*Input for this task*:
* Start *

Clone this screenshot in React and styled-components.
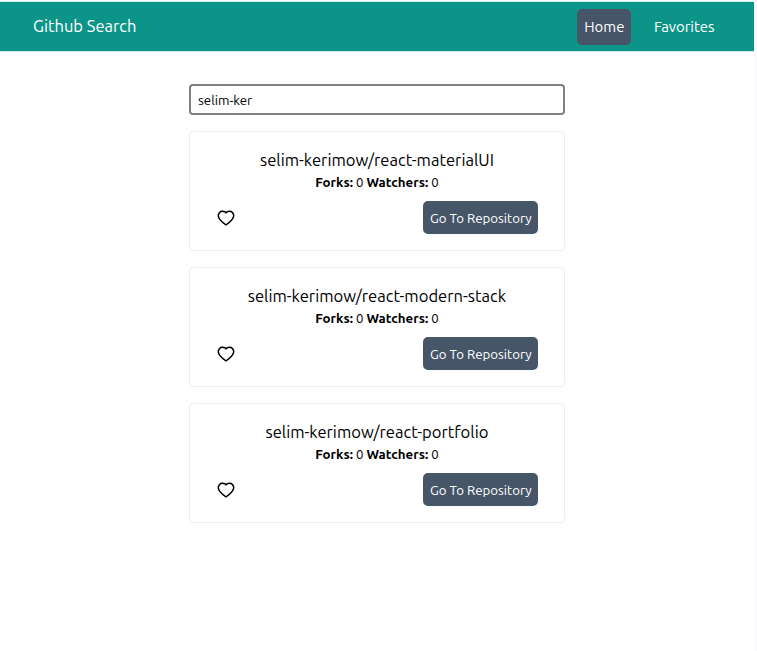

* End *
* Start *

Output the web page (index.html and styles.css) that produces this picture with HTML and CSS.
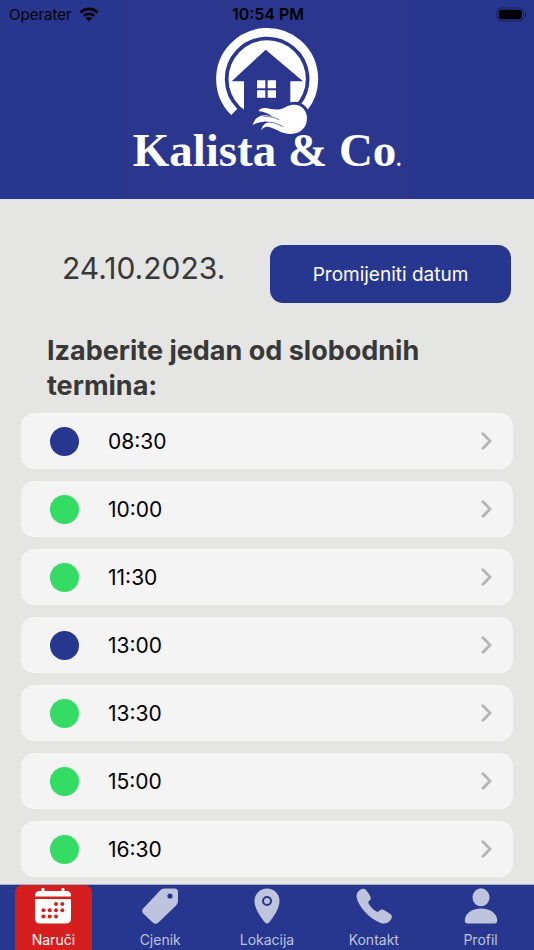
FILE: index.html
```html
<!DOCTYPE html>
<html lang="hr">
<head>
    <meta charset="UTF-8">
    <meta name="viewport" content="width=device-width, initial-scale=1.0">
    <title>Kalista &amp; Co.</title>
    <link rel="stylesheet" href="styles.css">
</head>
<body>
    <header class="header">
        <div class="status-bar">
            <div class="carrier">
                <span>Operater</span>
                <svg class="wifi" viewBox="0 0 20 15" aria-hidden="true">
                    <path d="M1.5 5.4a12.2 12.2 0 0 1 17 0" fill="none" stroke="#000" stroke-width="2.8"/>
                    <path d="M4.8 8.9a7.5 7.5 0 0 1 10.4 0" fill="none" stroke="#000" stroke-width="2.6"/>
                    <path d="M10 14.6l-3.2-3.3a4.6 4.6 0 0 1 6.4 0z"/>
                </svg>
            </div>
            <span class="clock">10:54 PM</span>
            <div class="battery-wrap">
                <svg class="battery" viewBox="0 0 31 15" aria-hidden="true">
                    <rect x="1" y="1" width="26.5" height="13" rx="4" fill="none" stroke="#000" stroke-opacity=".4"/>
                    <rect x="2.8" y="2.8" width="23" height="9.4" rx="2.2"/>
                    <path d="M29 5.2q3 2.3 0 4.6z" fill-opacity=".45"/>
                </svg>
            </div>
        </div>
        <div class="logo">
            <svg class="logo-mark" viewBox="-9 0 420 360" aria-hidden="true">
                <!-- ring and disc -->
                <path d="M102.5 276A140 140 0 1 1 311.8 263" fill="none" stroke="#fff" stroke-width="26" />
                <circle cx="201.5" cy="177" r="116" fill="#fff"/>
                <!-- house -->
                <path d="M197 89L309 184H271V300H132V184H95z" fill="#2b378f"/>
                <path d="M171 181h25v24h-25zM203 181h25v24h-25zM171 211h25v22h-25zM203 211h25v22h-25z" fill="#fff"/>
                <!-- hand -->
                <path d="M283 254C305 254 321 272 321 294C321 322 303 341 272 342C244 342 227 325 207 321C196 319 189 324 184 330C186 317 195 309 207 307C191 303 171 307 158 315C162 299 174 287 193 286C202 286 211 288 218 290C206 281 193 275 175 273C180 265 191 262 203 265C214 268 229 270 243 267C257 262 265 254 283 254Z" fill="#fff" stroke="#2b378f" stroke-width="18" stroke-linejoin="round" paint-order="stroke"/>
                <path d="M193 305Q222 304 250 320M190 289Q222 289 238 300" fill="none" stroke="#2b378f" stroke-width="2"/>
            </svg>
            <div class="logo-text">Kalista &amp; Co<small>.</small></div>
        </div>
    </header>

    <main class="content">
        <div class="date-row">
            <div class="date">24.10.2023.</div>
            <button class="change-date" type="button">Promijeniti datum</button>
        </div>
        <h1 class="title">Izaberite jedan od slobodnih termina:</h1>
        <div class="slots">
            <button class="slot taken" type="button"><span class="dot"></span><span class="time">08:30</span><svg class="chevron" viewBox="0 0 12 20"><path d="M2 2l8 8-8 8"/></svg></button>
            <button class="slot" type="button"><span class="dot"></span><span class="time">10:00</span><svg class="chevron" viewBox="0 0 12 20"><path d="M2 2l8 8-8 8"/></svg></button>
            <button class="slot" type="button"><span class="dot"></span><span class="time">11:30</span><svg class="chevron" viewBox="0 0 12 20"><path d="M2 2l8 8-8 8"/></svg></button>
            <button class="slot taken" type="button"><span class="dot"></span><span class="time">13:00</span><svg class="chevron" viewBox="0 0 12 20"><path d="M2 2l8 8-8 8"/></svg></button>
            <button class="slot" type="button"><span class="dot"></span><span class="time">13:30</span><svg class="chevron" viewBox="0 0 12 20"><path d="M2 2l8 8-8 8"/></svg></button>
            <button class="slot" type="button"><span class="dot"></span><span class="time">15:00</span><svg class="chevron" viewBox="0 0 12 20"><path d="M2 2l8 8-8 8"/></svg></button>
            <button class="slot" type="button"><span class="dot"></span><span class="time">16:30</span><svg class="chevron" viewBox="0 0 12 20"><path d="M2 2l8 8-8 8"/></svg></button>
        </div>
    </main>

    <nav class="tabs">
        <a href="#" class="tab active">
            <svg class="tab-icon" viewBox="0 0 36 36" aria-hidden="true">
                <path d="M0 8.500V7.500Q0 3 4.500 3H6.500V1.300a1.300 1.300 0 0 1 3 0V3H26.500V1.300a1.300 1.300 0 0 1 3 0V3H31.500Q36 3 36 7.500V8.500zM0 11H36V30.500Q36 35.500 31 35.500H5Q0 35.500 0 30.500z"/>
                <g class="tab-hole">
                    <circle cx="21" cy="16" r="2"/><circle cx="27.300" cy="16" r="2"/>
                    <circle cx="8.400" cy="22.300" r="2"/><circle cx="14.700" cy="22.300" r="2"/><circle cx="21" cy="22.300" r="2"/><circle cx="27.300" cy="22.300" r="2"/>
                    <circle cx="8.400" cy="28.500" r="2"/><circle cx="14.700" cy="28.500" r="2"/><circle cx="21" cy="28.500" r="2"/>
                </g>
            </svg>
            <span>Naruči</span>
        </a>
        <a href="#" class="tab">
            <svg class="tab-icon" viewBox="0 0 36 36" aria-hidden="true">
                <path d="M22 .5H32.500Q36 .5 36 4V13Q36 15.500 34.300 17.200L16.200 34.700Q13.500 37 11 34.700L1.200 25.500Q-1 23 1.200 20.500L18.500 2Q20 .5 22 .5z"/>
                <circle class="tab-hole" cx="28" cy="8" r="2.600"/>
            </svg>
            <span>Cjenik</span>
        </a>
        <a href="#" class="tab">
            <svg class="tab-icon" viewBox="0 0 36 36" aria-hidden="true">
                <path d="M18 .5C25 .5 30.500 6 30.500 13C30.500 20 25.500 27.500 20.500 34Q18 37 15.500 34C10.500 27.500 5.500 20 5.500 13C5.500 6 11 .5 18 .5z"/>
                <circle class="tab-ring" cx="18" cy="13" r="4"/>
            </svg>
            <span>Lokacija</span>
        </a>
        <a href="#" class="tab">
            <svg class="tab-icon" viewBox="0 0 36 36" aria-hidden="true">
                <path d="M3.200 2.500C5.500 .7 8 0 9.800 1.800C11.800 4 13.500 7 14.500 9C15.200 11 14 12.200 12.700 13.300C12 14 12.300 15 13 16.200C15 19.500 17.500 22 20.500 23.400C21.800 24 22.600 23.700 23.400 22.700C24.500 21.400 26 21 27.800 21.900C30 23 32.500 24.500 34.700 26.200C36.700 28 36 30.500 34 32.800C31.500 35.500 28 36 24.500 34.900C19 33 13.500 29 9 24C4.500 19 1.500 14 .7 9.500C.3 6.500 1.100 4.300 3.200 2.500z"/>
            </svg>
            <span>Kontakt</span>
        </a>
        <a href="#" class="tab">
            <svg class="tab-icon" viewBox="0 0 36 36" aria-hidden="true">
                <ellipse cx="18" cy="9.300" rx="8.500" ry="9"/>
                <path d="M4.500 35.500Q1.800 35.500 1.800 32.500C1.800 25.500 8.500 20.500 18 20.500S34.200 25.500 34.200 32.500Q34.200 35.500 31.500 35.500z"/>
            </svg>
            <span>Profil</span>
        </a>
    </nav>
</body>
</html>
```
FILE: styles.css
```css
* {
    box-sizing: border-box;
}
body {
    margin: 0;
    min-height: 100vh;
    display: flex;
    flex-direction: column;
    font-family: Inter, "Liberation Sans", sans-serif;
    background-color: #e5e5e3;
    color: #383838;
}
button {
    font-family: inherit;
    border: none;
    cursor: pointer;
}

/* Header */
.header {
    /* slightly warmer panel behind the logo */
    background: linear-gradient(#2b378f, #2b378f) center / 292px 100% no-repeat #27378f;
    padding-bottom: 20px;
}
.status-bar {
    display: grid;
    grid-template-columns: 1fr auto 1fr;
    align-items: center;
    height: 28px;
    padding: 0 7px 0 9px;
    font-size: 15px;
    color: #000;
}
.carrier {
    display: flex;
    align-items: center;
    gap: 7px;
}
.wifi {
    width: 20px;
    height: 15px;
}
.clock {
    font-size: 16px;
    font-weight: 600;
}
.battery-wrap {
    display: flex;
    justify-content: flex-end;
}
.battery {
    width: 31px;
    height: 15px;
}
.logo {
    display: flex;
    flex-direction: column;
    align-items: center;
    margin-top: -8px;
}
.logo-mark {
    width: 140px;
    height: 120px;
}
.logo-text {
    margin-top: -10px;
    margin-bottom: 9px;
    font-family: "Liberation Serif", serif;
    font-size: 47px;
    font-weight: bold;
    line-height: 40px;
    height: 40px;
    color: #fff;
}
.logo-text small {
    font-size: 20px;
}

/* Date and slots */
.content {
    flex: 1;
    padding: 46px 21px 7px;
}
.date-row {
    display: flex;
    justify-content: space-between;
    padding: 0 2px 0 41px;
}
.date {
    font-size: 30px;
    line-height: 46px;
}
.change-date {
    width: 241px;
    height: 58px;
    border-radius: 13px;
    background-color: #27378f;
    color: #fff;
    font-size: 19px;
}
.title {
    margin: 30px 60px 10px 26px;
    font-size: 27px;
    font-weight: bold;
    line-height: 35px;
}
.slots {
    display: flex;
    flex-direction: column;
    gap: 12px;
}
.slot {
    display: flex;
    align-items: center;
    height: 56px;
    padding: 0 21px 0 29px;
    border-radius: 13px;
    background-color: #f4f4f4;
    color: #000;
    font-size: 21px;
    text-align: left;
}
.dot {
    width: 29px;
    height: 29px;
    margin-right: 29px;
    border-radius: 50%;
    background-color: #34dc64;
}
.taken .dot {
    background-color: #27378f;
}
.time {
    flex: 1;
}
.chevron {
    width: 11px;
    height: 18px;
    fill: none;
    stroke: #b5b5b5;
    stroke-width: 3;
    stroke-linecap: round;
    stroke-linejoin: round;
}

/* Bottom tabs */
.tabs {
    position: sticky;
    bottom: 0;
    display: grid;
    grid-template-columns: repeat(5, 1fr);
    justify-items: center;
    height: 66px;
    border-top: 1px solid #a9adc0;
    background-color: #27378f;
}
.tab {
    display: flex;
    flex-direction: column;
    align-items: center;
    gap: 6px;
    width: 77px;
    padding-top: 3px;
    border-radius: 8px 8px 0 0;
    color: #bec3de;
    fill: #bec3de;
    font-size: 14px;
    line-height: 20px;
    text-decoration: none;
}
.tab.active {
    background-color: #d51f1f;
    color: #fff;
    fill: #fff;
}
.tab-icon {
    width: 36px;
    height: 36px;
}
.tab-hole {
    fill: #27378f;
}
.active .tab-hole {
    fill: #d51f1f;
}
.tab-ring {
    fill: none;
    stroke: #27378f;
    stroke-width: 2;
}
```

* End *
* Start *

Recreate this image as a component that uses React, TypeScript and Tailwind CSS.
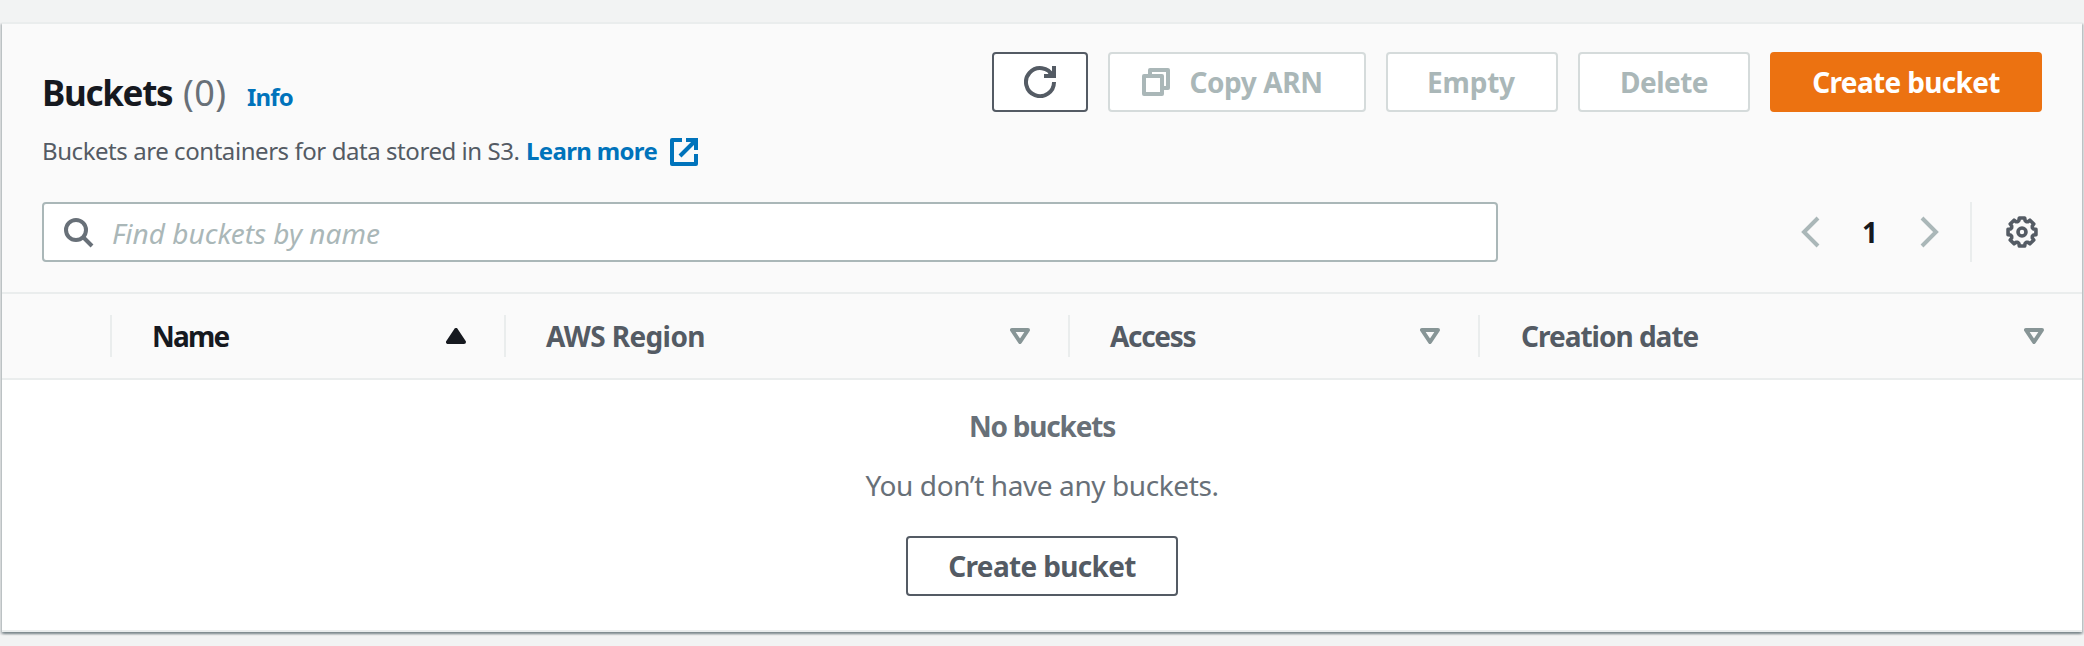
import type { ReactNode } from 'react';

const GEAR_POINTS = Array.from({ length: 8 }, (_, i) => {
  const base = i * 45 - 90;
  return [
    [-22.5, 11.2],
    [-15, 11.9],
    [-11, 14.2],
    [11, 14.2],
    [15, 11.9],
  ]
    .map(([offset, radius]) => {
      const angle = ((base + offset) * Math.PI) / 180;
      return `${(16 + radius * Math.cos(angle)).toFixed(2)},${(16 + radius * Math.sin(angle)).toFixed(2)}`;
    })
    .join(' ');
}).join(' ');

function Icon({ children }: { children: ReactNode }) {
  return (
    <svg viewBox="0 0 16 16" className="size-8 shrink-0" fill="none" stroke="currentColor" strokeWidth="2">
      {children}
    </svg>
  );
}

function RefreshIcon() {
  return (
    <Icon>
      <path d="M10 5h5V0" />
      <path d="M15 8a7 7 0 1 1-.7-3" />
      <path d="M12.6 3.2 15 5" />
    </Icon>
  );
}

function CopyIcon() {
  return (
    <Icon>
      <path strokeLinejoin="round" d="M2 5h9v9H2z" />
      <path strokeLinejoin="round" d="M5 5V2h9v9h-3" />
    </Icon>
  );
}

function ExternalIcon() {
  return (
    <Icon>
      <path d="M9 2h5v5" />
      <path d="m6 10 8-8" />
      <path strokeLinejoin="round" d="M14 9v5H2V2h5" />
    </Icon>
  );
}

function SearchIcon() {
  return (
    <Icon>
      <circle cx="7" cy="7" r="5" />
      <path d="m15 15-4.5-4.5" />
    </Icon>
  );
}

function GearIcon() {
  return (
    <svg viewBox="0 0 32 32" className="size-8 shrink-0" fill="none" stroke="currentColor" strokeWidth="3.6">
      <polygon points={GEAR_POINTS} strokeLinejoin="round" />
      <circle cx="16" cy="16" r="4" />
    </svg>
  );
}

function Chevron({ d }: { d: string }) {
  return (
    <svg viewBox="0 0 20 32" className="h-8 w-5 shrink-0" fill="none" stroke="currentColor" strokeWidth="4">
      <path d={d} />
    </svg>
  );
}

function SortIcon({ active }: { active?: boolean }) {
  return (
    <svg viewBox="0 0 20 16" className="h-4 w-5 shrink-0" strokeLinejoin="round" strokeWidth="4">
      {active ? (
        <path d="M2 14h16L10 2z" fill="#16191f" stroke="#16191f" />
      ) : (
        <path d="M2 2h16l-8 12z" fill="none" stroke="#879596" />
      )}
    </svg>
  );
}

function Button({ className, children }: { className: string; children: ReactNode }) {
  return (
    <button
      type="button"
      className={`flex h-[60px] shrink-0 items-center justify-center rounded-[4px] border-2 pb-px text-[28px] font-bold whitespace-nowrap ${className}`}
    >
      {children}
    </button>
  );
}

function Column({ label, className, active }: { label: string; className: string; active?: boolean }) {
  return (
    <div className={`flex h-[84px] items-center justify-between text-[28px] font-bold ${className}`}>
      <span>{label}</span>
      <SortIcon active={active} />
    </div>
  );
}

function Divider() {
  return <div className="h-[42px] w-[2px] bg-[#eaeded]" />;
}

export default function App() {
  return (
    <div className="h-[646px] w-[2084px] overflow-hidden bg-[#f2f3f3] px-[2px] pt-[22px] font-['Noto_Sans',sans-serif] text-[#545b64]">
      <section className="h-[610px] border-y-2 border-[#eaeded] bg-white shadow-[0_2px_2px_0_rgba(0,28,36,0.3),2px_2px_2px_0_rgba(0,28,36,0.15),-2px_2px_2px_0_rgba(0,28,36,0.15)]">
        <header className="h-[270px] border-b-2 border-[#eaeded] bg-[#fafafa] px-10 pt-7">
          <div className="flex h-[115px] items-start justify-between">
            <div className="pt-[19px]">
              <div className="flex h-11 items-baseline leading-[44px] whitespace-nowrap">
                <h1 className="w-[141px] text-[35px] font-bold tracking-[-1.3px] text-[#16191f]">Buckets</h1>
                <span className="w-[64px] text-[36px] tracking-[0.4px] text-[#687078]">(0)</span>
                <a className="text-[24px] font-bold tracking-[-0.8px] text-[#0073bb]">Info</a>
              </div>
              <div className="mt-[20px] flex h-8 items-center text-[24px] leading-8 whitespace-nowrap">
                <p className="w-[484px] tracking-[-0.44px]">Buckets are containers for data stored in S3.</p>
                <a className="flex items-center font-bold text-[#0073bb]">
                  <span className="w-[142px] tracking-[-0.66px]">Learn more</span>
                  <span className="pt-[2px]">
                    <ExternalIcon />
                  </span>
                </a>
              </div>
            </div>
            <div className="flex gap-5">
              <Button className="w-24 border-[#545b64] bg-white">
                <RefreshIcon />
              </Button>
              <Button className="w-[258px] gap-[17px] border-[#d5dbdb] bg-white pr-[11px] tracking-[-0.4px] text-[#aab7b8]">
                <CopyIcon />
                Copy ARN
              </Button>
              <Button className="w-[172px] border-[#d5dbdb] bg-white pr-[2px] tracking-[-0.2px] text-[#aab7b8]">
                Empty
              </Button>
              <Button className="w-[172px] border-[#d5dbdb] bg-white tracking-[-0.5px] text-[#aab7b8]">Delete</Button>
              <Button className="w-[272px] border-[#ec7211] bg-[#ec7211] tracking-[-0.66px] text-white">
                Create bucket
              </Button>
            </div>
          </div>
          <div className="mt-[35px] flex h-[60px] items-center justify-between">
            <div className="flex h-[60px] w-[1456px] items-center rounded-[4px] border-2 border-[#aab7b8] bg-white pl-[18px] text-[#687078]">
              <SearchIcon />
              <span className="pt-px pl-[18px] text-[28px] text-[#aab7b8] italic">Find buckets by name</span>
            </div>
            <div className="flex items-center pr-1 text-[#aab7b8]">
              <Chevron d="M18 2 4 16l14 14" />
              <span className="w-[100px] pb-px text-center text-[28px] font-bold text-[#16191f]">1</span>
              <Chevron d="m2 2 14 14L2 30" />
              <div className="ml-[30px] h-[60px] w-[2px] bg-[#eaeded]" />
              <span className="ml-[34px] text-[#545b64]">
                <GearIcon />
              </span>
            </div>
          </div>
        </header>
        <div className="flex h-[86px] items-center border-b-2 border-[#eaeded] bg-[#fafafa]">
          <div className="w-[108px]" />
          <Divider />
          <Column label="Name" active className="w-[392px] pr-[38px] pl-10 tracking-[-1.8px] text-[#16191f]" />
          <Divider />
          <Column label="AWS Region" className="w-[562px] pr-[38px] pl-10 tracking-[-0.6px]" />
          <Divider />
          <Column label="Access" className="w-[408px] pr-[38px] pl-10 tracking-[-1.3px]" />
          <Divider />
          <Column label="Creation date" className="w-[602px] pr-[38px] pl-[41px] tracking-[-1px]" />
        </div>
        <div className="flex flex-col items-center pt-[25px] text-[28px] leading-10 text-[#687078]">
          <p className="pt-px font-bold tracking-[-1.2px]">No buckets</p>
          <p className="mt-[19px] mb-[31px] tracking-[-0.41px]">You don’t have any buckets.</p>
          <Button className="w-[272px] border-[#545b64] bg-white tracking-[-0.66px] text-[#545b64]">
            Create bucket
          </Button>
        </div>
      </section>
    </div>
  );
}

* End *

*Problem to work on*:
Pull every line containing the word "that" out of the entries above.

*Result below*:
Output the web page (index.html and styles.css) that produces this picture with HTML and CSS.
Recreate this image as a component that uses React, TypeScript and Tailwind CSS.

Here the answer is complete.